By taking a more multidimensional approach to environmental problem solving—by naming multiple winners and fewer losers, by highlighting ecological connections, and by trading in different currencies—each of these three efforts aims to be sustainable. That is to say, they must be: 1) effective—they work for all stakeholders with little complication; 2) synergistic—they maximize benefits for local people and nonhuman entities; and 3) equitable—they narrow disparities between poor and rich. Specifically, to achieve sustainability over the duration of a non-zero sum program, any environmental law should be implemented in a deeply equitable way. By “deep equity,” I refer to laws, policies, and values promoting sustainable pathways that act in synergy to maximize the health and potential of all individuals, communities, and ecosystems. The equity is “deep” because values become rooted within each individual, and because equity requires that we fundamentally re-imagine our community structures and responsibilities, and that we root these values and responsibilities in our legal systems and policy choices. Our laws and policies would, in turn, support values and actions promoting even deeper equity.
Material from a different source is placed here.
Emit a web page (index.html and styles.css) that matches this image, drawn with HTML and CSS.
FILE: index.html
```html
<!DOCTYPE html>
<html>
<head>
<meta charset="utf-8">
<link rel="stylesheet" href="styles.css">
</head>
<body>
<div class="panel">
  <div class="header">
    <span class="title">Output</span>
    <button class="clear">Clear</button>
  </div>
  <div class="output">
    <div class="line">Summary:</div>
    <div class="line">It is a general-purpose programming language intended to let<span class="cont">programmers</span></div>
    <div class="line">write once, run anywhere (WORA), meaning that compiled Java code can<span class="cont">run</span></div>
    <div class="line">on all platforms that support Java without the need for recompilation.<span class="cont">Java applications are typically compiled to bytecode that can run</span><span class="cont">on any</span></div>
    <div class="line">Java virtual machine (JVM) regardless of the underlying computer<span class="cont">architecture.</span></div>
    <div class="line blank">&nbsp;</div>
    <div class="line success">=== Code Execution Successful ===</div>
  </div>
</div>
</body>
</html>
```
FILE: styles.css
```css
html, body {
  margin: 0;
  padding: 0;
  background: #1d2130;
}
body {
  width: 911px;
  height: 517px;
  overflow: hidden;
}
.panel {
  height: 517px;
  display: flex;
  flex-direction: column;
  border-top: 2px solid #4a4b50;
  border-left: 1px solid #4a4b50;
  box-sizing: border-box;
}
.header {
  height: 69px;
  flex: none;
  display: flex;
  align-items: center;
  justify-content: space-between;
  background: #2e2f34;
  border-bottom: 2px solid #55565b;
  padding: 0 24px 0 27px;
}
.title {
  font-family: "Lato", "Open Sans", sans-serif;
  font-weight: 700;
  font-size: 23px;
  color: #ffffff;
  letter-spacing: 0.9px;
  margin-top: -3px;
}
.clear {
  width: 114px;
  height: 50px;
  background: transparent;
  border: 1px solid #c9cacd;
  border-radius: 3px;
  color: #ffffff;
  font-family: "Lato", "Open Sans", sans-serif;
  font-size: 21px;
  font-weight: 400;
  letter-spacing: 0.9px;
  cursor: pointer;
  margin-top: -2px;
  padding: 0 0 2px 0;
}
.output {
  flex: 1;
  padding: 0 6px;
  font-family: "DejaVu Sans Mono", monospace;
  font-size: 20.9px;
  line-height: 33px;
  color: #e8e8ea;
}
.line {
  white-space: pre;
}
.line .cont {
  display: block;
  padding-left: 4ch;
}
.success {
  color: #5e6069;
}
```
To make a deeply equitable world, we should abandon the dualisms of zero-sum environmentalism and expand both the currencies with which we calculate “winners and losers” and our notions of who the short- and long-term beneficiaries really are. While the devil always lies in the fine print of how programs are implemented in law and in practice, if done well, REDD+, biodiversity offsetting, and managing water as ecological infrastructure can all lead us away from dualistic zero-sum thinking about environmental problems and lead us to more holistic, equitable visions of a shared future on a sustainable planet. While that planet will continue to be a reservoir of ecological resources for humans to exploit to fulfill our needs and desires, it will also be one that stewards ecological function and the evolutionary process, and sustains the majestic, nonhuman world.